無環非同步類延遲非敏感電路之統一建模與高效效能分析

Abstract

由於積體電路製造過程中的變異問題，非同步電路的設計愈來愈受到矚目。 過去非同步電路的效能分析大部分是以全緩衝器(full buffer)為主，半緩衝器(half buffer)的分析仍然缺乏系統性及精確的作法。 在這篇論文中，我們提出了一個針對四相協議(four-phase protocols)非同步電路的統一建模。 我們因此可以獨特地針對不同的類延遲非敏感(quasi-delay insensitive)電路(包含著名的預先充電全緩衝器(pre-charged full buffer)、預先充電半緩衝器(pre-charged half buffer)、弱狀態半緩衝器(weak conditioned half buffer)與零協定邏輯(null convention logic))進行高效效能分析。 我們將以往兩個方法「以線性規劃為主的分析」及「靜態效能分析」可套用的範圍由有限制的全/半緩衝器擴展為所有可能的電路。 藉此我們可以創先直接地比較這兩種方法。 此外，我們更提出了一種改良過的靜態效能分析來增進分析的準確性。 實驗結果顯示靜態效能分析比起線性規劃分析有平均五個數量級的加速，同時線性規劃分析比起靜態效能分析給予7\%到22\%準確的週期時間。 我們的結果能對於提供廣泛的類延遲非敏感電路能延展的效能分析來說是十分重要的。

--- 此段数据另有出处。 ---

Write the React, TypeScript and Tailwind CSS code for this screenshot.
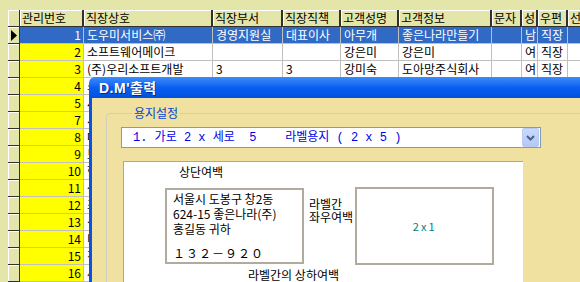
import React from 'react'

const cols = [
  { w: 'w-[64px]', label: '관리번호', right: true },
  { w: 'w-[129px]', label: '직장상호' },
  { w: 'w-[70px]', label: '직장부서' },
  { w: 'w-[58px]', label: '직장직책' },
  { w: 'w-[58px]', label: '고객성명' },
  { w: 'w-[93px]', label: '고객정보' },
  { w: 'w-[30px]', label: '문자' },
  { w: 'w-[16px]', label: '성' },
  { w: 'w-[30px]', label: '우편' },
  { w: 'w-[40px]', label: '선택' },
]

// rows 4.. sit behind the dialog, only the first columns show
const rows = [
  ['1', '도우미서비스㈜', '경영지원실', '대표이사', '아무개', '좋은나라만들기', '', '남', '직장', ''],
  ['2', '소프트웨어메이크', '', '', '강은미', '강은미', '', '여', '직장', ''],
  ['3', '(주)우리소프트개발', '3', '3', '강미숙', '도아망주식회사', '', '여', '직장', ''],
  ['4', '소망상사'],
  ['5', '새한정보'],
  ['7', '서울물산'],
  ['8', '대한통상'],
  ['9', '보람전자'],
  ['10', '한빛상사'],
  ['11', '삼정기획'],
  ['12', '조은산업'],
  ['13', '신우건설'],
  ['14', '미래통신'],
  ['15', '진성유통'],
  ['16', '세림무역'],
]

function Grid() {
  return (
    <div className="pt-[10px] pl-[8px]">
      <div className="flex h-[17px]">
        <div className="w-[12px] shrink-0 bg-[#e3e6a8] border-r border-b border-[#303030] shadow-[inset_1px_1px_0_#ffffff]" />
        {cols.map((c) => (
          <div
            key={c.label}
            className={`${c.w} shrink-0 overflow-hidden whitespace-nowrap bg-[#e3e6a8] border-r-2 border-b border-[#303030] shadow-[inset_1px_1px_0_#ffffff] pl-[2px] leading-[16px] text-black`}
          >
            {c.label}
          </div>
        ))}
      </div>
      {rows.map((r, i) => {
        const sel = i === 0
        return (
          <div key={r[0]} className="flex h-[17px]">
            <div className="w-[12px] shrink-0 bg-[#e3e6a8] border-r border-b border-[#303030] shadow-[inset_1px_1px_0_#ffffff] flex items-center justify-center">
              {sel && (
                <svg width="6" height="11" viewBox="0 0 6 11">
                  <path d="M0 0 L6 5.5 L0 11 Z" fill="#000" />
                </svg>
              )}
            </div>
            {cols.map((c, j) => (
              <div
                key={j}
                className={`${c.w} shrink-0 overflow-hidden whitespace-nowrap border-r border-b border-[#c0c0c0] leading-[16px] ${
                  sel ? 'bg-[#316ac5] text-white' : j === 0 ? 'bg-[#ffff00] text-black' : 'bg-white text-black'
                } ${c.right ? 'text-right pr-[2px]' : 'pl-[3px]'}`}
              >
                {r[j] ?? ''}
              </div>
            ))}
          </div>
        )
      })}
    </div>
  )
}

function Dialog() {
  return (
    <div className="absolute left-[89px] top-[77px] right-[-20px] bottom-[-20px] flex flex-col">
      <div className="h-[21px] shrink-0 rounded-tl-[6px] bg-gradient-to-b from-[#3b8cfb] via-[#0a5ff0] to-[#0050e0] flex items-center pl-[10px]">
        <span className="text-white font-bold text-[14px] tracking-[0.5px] leading-none font-['Liberation_Sans','Noto_Sans_CJK_KR',sans-serif] [text-shadow:1px_1px_0_#0a2a8a]">
          D.M'출력
        </span>
      </div>
      <div className="flex-1 border-l-[3px] border-[#0a53e0] bg-[#f0e1a0] pl-[14px] pt-[8px]">
        <fieldset className="border border-[#d0cfbf] rounded-[4px] pl-[14px] pb-[40px]">
          <legend className="ml-[11px] px-[2px] text-[#0046d5] leading-[14px]">용지설정</legend>
          <div className="mt-[7px] w-[420px] h-[21px] border border-[#7f9db9] bg-white flex items-center">
            <span className="flex-1 pl-[11px] whitespace-pre text-[#0000e8] font-['Liberation_Mono','Noto_Sans_CJK_KR',monospace] text-[12px] leading-[16px]">
              {'1. 가로 2 x 세로  5    라벨용지 ( 2 x 5 )'}
            </span>
            <div className="w-[17px] h-[19px] mr-[1px] rounded-[2px] bg-gradient-to-b from-[#cad9fd] to-[#b4c8f7] border border-[#b9cbf3] flex items-center justify-center">
              <svg width="9" height="6" viewBox="0 0 9 6">
                <path d="M1 1 L4.5 4.5 L8 1" stroke="#4d6185" strokeWidth="2" fill="none" />
              </svg>
            </div>
          </div>
          <div className="mt-[13px] ml-[2px] w-[400px] h-[130px] bg-white border-t border-l border-[#aca899] pl-[41px] pt-[3px]">
            <div className="ml-[14px] leading-[14px]">상단여백</div>
            <div className="flex items-start mt-[8px]">
              <div className="w-[139px] h-[76px] mt-[1px] border-2 border-[#b0ab9c] pl-[6px] pt-[1px] leading-[15px]">
                <div>서울시 도봉구 창2동</div>
                <div>624-15 좋은나라(주)</div>
                <div>홍길동 귀하</div>
                <div className="mt-[9px] tracking-[1px]">１３２－９２０</div>
              </div>
              <div className="ml-[5px] mt-[10px] leading-[13px]">
                <div>라벨간</div>
                <div>좌우여백</div>
              </div>
              <div className="ml-[2px] w-[139px] h-[78px] border-2 border-[#b0ab9c] flex items-center justify-center text-[#008080] text-[11px] tracking-[2px]">
                2x1
              </div>
            </div>
            <div className="ml-[83px] mt-[3px] leading-[14px]">라벨간의 상하여백</div>
          </div>
        </fieldset>
      </div>
    </div>
  )
}

export default function App() {
  return (
    <div className="relative w-[580px] h-[282px] overflow-hidden bg-[#e3e6a8] text-[12px] font-['Noto_Sans_CJK_KR',sans-serif] text-black">
      <Grid />
      <Dialog />
    </div>
  )
}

Asynchronous design methodologies gain recent extensive attention due to the variability issues in fabricating nanometer integrated circuits. Prior work on asynchronous pipeline performance analysis mostly focused on full buffer pipelines. To date half buffer performance analysis still lacks a systematic and precise treatment. In this thesis, we propose a general framework abstracting four-phase asynchronous protocols and thus uniquely enable efficient performance analysis on various acyclic quasi-delay insensitive (QDI) pipelines (including the well-known pre-charged full buffer (PCFB), pre-charged half buffer (PCHB), weak-conditioned half buffer (WCHB), and null convention logic (NCL)) whose analysis has been challenging, if not impossible. Two approaches, linear programming-based performance analysis (LPA) and static performance analysis (SPA), that were applicable only to restricted set of full-buffer and half-buffer pipelines, respectively, are extended to support the entire set of considered pipelines. Thereby the two approaches can be directly compared for the first time. Moreover, an improved SPA is proposed to enhance the accuracy. Experiments show that on average SPA achieve five orders of magnitude speedup over LPA, while LPA may provide 7\% to 22\% tighter cycle time estimation than SPA. Our results are essential to scalable performance analysis for a comprehensive set of QDI circuits.